REQUIRED TASK
Collect all the lines that mention the word "screenshot".

DATA EXTRACT
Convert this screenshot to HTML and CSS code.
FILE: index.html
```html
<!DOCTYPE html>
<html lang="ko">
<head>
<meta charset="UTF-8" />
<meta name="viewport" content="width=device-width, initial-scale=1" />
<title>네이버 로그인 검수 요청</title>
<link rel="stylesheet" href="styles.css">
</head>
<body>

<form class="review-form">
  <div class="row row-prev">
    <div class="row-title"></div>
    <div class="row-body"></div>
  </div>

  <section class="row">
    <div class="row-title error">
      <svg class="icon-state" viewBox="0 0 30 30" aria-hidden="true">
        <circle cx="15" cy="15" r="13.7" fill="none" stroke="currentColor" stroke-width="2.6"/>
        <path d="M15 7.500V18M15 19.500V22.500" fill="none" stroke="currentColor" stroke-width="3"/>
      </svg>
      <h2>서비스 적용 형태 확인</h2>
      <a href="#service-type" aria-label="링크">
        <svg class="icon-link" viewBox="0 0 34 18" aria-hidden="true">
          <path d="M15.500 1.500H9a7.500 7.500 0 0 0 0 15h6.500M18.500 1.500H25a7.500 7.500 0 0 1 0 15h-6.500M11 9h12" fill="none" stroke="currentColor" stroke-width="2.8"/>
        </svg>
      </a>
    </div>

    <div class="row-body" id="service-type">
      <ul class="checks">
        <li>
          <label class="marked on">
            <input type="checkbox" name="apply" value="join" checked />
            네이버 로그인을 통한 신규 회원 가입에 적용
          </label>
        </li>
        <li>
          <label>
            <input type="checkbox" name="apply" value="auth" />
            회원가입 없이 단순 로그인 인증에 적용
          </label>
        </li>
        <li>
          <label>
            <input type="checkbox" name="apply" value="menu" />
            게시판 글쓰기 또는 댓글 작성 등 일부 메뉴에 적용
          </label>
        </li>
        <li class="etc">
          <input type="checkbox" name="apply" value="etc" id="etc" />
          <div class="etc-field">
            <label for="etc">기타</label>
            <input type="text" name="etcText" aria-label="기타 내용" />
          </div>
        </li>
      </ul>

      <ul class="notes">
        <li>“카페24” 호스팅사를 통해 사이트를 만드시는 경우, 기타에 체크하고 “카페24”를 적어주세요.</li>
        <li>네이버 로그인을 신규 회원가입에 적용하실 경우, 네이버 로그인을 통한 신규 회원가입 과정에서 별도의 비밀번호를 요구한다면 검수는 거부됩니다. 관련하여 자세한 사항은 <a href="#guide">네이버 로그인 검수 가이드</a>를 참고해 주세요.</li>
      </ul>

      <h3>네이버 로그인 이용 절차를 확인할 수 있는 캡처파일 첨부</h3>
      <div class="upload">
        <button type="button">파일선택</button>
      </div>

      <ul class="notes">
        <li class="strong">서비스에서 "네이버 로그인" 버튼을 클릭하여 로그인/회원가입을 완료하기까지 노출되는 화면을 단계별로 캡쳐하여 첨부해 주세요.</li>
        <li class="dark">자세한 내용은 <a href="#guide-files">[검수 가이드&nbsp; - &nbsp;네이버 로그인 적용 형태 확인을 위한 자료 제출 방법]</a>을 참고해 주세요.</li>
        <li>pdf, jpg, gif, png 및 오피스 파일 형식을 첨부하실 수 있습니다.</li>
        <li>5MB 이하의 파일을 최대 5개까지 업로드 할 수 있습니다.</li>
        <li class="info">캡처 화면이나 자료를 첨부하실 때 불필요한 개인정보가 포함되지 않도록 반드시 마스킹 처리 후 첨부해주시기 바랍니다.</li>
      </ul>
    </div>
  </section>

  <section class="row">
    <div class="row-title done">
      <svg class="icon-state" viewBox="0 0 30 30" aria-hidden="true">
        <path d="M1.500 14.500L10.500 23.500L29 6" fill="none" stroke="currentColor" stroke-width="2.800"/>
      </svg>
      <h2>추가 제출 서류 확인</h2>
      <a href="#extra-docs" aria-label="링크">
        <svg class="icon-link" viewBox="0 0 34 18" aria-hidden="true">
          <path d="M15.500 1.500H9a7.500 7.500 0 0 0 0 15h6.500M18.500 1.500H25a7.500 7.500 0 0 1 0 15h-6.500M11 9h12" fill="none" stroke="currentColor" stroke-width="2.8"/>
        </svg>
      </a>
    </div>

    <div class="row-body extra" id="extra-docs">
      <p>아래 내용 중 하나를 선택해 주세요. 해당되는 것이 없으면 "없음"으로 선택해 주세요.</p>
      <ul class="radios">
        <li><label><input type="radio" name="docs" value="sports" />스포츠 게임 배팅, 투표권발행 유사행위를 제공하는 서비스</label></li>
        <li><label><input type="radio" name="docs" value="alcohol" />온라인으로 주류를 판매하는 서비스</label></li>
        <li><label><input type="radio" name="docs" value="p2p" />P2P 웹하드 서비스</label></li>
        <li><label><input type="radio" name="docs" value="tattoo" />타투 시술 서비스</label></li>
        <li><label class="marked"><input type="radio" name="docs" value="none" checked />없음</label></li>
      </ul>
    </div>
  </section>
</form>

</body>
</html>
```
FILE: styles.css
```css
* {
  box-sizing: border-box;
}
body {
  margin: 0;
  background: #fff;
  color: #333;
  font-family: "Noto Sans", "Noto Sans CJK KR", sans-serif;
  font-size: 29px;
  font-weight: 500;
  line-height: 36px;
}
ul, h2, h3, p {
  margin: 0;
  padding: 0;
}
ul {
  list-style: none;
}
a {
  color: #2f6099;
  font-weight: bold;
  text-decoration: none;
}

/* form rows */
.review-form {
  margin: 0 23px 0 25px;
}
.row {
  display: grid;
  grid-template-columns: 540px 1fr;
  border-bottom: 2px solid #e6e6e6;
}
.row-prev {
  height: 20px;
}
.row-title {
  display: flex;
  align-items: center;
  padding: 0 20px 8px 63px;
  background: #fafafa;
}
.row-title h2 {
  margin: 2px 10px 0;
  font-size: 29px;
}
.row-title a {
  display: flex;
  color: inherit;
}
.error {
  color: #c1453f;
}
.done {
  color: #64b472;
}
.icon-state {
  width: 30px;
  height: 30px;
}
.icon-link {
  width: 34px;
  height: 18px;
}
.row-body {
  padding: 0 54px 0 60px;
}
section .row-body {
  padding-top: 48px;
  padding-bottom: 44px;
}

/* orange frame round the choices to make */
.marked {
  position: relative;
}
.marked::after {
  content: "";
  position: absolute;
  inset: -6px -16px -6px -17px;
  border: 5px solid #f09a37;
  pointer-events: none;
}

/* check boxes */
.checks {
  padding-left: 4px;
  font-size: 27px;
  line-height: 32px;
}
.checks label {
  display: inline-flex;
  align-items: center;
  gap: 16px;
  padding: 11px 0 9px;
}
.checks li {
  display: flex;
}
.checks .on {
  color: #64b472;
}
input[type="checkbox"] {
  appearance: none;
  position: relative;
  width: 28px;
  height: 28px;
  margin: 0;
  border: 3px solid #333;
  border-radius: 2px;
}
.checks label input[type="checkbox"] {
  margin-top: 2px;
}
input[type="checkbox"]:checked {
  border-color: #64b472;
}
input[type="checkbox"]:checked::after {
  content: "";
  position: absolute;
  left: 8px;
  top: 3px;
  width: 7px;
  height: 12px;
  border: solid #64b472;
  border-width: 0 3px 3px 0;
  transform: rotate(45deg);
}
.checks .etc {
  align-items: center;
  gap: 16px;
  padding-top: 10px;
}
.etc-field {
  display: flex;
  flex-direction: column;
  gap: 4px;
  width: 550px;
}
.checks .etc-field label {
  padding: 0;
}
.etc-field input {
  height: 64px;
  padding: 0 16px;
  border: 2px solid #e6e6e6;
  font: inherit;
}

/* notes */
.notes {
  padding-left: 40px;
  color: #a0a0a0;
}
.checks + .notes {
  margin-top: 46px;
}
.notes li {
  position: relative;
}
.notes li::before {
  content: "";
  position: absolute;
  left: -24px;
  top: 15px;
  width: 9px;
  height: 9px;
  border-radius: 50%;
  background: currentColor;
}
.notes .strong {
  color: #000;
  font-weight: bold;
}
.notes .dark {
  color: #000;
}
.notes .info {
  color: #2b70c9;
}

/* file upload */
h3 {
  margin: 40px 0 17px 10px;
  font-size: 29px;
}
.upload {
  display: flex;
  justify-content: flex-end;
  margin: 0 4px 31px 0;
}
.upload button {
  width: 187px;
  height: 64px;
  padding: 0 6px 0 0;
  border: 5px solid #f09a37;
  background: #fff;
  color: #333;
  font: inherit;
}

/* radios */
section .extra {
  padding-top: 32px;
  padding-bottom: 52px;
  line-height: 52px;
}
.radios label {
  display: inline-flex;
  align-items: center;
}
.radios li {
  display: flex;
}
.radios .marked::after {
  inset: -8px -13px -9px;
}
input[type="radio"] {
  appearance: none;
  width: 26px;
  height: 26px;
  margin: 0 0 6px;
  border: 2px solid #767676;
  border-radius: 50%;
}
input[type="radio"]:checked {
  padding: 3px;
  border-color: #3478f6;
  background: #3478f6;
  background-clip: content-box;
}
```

* * *

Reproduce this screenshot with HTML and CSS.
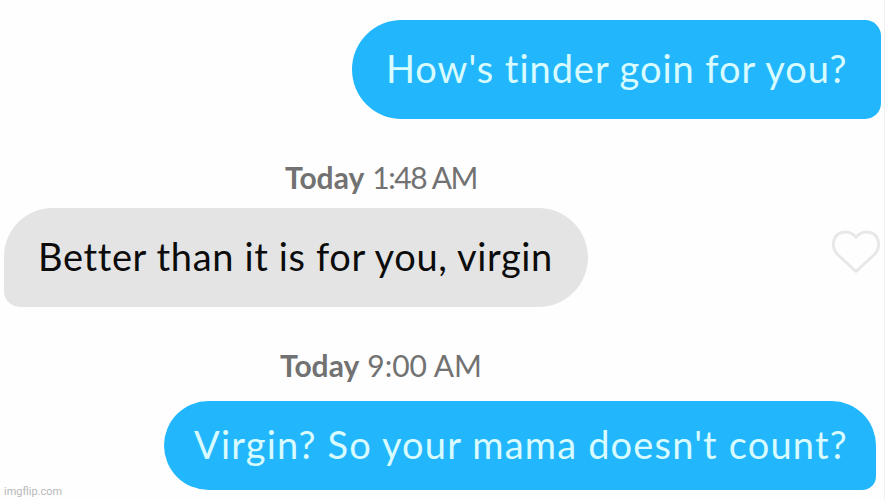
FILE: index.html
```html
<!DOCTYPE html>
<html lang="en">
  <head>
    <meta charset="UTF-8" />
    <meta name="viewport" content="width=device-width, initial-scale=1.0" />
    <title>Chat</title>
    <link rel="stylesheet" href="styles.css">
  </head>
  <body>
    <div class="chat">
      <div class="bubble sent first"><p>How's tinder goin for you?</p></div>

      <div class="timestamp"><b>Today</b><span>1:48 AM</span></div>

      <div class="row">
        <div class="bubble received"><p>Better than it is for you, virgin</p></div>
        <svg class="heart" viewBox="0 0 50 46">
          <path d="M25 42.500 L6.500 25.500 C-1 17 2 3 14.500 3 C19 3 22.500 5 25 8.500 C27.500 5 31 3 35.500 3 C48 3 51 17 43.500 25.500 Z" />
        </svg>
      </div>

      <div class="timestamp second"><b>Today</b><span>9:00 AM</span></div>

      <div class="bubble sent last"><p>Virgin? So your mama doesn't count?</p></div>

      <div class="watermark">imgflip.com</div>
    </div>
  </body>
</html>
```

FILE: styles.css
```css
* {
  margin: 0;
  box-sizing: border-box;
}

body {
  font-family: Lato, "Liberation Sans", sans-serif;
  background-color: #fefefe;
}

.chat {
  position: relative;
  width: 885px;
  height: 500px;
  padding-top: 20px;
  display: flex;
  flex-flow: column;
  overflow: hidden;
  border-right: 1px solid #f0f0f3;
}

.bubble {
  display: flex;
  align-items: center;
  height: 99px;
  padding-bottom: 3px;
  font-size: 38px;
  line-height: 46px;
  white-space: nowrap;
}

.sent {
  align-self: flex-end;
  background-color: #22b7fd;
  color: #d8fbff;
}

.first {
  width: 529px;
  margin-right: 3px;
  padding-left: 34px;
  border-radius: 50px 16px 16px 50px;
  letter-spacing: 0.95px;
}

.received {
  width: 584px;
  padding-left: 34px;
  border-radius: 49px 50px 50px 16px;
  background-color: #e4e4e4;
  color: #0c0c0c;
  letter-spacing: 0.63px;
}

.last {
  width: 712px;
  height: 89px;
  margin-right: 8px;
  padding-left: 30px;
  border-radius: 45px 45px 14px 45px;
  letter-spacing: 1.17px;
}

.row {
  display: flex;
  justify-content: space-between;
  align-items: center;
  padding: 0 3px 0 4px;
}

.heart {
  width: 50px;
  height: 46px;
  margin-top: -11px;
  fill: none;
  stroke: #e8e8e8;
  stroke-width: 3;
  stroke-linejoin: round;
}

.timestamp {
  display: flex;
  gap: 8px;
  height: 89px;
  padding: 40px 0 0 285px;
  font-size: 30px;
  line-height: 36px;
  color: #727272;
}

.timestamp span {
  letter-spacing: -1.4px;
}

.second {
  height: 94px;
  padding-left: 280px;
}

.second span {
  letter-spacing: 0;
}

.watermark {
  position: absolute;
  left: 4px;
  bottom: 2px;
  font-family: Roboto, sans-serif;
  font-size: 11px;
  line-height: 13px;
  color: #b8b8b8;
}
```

PROBLEM SOLUTION
Convert this screenshot to HTML and CSS code.
Reproduce this screenshot with HTML and CSS.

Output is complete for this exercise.